Directions
Tally the lines that contain the string "styles" and state that total without comment.

Dataset excerpt
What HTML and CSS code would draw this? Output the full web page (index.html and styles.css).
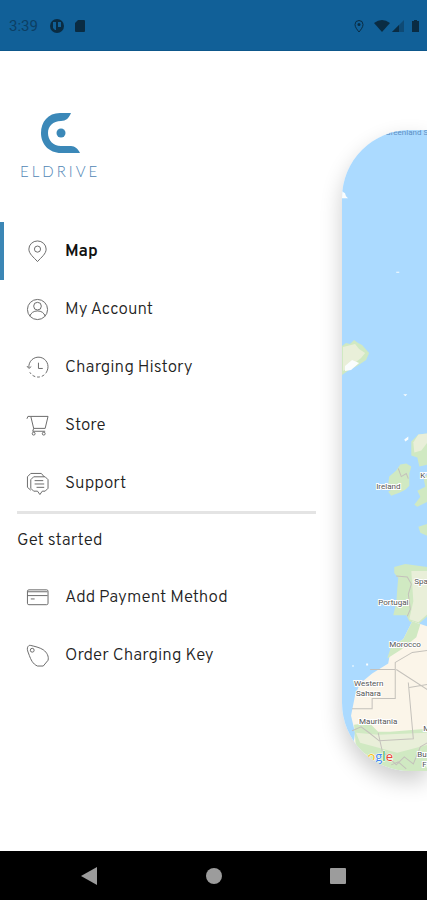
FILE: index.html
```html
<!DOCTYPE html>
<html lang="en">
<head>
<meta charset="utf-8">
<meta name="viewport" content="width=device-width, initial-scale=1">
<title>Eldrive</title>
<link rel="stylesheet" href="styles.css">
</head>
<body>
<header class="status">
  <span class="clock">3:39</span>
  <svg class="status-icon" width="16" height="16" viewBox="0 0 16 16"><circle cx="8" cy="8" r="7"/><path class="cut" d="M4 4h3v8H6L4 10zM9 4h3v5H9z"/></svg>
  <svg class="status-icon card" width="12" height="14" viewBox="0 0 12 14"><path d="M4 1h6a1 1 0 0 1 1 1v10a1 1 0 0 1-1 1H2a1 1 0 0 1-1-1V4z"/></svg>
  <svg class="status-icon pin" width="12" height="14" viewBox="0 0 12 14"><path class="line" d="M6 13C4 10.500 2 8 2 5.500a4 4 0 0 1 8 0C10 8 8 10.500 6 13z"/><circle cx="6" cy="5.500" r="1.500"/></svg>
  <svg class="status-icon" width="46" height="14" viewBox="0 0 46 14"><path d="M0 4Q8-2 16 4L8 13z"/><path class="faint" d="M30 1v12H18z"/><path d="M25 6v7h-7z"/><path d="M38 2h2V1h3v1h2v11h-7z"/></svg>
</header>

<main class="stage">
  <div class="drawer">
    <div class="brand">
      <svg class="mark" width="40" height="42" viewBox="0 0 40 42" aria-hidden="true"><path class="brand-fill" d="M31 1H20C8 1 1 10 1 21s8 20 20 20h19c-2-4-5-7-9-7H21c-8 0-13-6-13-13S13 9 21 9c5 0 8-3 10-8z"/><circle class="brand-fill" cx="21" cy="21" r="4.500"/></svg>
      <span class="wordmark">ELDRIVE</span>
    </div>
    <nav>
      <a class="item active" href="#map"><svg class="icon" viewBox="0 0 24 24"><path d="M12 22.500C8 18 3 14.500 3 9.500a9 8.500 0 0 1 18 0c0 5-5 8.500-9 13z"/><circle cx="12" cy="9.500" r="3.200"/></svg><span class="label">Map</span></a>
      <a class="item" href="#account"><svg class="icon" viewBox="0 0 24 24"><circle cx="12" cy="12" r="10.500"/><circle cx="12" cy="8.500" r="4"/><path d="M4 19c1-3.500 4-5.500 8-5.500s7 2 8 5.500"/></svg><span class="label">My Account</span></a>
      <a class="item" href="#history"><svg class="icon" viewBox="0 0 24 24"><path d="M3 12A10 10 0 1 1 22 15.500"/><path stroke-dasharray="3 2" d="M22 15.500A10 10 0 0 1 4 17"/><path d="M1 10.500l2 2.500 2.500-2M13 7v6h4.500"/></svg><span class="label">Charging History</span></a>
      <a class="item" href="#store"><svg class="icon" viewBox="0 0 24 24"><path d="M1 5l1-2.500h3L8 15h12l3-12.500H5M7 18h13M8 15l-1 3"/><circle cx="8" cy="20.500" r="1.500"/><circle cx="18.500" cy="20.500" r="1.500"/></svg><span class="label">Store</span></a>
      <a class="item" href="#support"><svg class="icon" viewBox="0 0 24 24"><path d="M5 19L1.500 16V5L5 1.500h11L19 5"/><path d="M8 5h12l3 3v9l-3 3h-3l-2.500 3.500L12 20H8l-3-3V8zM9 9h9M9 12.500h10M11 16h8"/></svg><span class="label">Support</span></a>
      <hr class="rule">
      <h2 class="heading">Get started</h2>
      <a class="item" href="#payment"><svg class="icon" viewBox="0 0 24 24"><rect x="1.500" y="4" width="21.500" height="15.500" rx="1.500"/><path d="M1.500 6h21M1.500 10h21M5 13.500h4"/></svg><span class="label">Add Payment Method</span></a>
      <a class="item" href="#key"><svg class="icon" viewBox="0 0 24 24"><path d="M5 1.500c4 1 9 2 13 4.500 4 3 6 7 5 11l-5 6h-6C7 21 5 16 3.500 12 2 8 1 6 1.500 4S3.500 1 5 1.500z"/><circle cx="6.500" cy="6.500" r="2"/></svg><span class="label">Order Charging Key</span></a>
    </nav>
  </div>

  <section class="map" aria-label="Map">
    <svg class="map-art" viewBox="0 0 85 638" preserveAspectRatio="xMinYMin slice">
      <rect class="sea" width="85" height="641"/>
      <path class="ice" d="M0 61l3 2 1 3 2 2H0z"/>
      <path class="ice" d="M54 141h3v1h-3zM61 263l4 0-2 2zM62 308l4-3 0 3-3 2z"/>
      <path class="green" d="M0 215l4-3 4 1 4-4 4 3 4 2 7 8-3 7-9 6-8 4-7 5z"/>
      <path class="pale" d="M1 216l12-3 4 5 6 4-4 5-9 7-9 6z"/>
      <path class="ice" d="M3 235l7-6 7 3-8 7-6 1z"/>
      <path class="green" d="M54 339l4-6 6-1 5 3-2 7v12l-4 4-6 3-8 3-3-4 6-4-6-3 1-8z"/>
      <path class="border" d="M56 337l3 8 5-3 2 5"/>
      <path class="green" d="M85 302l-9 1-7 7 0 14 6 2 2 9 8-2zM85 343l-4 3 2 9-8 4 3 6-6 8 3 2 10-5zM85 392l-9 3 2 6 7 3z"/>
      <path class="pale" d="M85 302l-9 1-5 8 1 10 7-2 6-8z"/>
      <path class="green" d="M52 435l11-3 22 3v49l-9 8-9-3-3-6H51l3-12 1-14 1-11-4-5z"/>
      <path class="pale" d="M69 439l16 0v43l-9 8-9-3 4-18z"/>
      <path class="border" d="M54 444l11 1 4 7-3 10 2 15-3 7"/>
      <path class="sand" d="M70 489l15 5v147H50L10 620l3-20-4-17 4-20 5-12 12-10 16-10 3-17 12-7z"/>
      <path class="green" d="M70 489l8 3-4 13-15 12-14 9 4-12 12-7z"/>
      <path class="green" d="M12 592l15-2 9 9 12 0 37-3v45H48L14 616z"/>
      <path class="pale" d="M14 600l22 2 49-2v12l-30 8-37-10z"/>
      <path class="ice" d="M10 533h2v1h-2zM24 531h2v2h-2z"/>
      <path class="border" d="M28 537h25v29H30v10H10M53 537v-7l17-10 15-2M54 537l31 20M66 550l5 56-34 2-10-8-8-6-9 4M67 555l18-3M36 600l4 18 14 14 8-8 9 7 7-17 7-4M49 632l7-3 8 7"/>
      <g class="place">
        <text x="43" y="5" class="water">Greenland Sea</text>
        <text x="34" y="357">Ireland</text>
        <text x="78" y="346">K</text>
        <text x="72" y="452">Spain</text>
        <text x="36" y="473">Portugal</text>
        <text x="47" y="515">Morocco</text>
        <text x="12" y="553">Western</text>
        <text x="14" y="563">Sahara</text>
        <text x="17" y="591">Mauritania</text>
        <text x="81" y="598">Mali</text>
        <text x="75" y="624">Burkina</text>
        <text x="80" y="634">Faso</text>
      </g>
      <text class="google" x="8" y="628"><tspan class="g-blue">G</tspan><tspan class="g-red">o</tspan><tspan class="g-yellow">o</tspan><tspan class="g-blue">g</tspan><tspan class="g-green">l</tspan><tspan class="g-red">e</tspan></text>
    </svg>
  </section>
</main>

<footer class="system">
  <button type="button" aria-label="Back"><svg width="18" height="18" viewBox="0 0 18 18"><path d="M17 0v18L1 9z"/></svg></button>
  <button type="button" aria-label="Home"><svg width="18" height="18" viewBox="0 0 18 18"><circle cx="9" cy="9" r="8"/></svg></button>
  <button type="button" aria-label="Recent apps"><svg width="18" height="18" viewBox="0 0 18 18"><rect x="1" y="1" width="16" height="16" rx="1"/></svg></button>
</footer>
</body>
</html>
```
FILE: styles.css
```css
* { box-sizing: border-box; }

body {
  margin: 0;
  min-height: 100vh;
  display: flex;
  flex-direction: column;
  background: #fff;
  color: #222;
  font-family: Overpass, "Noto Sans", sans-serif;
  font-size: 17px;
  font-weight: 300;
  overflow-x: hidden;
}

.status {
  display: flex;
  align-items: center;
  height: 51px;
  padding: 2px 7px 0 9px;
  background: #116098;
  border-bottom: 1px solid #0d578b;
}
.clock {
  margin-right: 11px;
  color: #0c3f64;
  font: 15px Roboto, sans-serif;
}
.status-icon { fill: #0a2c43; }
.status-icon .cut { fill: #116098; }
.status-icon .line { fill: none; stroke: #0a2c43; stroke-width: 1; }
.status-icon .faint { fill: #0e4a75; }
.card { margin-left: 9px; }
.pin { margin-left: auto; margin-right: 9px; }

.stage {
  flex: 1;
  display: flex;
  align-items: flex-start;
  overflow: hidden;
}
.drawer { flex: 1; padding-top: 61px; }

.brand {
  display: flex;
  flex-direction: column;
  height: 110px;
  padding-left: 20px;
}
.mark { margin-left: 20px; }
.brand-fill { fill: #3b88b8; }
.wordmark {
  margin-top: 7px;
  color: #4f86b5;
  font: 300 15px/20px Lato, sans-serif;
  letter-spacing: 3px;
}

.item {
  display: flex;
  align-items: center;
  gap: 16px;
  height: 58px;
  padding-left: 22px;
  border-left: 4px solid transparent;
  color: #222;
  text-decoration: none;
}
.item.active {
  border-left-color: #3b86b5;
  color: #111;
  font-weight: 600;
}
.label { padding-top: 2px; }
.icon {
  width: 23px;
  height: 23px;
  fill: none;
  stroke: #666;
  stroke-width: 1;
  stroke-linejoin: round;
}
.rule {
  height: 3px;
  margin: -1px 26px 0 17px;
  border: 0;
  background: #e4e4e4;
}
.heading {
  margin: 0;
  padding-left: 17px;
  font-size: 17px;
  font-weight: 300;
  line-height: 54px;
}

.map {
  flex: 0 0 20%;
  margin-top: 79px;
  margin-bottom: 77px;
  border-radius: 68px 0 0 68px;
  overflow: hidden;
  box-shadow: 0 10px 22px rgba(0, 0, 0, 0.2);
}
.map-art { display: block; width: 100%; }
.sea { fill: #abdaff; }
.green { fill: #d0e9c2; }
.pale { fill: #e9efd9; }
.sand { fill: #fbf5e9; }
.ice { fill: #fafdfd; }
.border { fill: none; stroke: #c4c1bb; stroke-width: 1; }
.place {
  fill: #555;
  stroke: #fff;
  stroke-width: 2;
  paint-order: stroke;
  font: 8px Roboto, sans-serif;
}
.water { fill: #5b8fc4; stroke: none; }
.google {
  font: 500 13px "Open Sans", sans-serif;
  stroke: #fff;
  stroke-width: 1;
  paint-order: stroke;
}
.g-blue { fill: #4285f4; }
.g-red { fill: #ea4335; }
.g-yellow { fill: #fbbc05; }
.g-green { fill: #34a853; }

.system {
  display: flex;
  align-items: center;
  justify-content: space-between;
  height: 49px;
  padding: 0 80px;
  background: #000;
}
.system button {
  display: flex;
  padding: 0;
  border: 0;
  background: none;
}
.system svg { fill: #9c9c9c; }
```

Solution to the problem
3